Locate the lines of the listing below that hold "components", then copy each of them.

** Start of SUPPLIED DATA **

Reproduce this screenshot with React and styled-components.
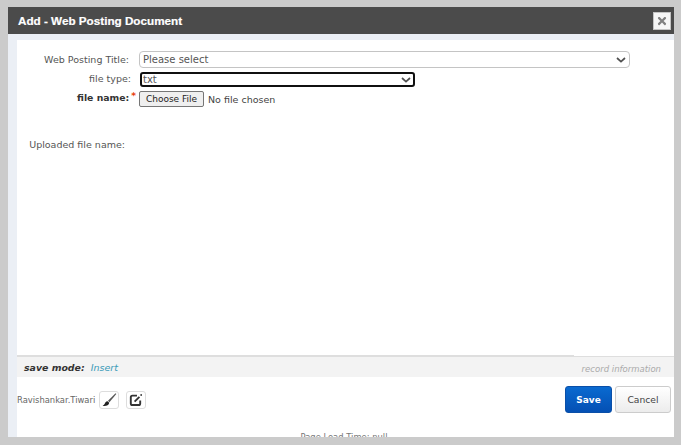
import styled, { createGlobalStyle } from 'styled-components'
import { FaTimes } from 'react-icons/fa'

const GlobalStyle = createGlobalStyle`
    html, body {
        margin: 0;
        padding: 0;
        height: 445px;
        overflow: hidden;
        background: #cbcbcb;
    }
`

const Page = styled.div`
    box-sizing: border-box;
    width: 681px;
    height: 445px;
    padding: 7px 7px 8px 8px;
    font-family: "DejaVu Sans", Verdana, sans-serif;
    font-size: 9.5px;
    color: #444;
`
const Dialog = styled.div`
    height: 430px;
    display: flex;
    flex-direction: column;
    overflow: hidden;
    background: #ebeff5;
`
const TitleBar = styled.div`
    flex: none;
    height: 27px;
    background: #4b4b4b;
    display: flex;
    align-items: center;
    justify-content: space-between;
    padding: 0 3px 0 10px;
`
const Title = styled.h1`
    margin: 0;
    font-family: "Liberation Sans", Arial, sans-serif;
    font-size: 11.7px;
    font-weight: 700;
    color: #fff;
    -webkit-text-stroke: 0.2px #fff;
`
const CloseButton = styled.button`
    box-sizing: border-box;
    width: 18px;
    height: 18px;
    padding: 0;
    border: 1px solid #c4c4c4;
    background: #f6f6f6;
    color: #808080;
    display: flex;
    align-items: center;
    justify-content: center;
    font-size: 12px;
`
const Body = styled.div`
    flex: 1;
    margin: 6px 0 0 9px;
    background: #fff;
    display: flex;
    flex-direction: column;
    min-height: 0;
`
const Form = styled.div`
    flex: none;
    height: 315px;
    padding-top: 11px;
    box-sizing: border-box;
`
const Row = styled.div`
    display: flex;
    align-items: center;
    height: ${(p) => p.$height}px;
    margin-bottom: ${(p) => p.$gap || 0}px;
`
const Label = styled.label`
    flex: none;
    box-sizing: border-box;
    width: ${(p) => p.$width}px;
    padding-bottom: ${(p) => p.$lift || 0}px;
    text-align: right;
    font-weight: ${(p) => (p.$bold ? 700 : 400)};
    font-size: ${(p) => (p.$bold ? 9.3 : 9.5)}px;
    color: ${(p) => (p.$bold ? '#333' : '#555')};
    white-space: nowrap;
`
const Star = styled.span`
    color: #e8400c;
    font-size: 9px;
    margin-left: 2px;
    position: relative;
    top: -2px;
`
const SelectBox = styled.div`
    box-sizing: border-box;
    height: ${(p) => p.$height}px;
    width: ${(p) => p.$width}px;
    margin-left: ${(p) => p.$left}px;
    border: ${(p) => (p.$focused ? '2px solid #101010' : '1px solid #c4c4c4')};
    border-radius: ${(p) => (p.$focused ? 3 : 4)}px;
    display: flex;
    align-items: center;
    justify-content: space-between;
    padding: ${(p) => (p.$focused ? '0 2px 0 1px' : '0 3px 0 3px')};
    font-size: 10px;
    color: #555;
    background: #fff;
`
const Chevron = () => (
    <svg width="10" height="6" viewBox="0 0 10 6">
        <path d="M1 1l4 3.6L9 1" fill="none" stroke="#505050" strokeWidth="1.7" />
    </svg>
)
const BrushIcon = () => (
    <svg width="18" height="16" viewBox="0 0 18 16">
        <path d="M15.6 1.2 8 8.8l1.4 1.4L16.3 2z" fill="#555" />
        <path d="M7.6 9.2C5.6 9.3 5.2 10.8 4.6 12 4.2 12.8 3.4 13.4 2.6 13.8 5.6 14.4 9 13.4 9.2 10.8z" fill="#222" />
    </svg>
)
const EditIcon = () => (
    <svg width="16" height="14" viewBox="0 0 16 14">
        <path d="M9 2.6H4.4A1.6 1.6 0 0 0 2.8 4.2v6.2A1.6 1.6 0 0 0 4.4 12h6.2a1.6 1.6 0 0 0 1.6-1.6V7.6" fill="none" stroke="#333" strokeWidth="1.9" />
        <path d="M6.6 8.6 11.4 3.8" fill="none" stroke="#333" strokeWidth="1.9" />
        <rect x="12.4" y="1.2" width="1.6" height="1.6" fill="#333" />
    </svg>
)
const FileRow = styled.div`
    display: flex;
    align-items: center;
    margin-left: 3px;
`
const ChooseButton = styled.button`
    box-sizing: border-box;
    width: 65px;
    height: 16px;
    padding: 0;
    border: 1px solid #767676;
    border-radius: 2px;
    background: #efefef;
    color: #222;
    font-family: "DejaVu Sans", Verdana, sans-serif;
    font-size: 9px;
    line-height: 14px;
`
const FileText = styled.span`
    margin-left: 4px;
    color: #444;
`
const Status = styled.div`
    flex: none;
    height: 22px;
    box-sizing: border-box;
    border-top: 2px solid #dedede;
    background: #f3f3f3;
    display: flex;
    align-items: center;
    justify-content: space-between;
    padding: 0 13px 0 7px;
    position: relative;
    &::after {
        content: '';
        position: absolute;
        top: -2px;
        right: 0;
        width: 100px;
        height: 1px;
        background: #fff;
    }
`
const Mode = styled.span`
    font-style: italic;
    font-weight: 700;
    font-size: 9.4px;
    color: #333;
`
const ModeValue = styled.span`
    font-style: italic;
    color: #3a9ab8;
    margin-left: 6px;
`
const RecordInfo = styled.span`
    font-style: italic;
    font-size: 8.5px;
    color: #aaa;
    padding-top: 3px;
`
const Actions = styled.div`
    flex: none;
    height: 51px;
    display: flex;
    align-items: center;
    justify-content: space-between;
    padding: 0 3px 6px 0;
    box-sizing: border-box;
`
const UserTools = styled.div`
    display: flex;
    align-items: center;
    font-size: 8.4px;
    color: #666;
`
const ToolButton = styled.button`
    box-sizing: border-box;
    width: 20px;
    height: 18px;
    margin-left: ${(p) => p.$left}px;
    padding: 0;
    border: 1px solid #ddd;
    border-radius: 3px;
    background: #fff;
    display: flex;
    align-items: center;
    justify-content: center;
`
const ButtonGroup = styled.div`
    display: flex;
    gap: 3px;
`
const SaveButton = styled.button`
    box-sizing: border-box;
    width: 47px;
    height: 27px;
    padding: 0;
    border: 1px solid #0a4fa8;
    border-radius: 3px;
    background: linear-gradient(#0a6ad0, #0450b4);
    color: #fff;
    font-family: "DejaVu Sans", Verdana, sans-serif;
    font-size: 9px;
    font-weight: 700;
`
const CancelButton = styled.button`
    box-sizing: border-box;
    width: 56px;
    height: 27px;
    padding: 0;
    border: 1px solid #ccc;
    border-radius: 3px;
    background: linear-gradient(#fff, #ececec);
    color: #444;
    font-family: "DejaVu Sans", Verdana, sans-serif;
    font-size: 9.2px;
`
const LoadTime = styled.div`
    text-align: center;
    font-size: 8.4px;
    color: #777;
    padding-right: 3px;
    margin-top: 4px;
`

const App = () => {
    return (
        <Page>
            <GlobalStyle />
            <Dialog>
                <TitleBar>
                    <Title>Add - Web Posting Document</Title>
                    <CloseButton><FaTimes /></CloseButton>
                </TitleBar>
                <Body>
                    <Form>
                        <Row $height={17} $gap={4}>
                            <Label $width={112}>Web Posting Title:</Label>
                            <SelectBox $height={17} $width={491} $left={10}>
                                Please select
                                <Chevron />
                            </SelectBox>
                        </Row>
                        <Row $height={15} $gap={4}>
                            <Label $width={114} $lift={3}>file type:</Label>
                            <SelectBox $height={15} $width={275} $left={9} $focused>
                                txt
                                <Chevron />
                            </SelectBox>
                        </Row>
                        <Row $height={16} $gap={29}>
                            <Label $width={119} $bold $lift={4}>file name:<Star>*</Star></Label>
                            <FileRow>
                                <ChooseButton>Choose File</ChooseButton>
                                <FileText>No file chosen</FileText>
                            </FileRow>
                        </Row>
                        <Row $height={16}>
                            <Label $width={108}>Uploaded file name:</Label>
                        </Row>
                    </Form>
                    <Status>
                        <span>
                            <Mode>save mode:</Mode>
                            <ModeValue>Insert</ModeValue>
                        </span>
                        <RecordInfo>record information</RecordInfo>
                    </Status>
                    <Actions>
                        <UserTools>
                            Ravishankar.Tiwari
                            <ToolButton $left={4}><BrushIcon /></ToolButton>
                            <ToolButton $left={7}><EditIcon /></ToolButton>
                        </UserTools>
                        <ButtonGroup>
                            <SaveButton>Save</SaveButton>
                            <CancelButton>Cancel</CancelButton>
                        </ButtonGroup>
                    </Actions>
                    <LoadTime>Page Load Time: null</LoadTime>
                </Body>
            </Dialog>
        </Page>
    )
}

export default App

** End of SUPPLIED DATA **

▸ **FINISHED ANSWER**:
Reproduce this screenshot with React and styled-components.
import styled, { createGlobalStyle } from 'styled-components'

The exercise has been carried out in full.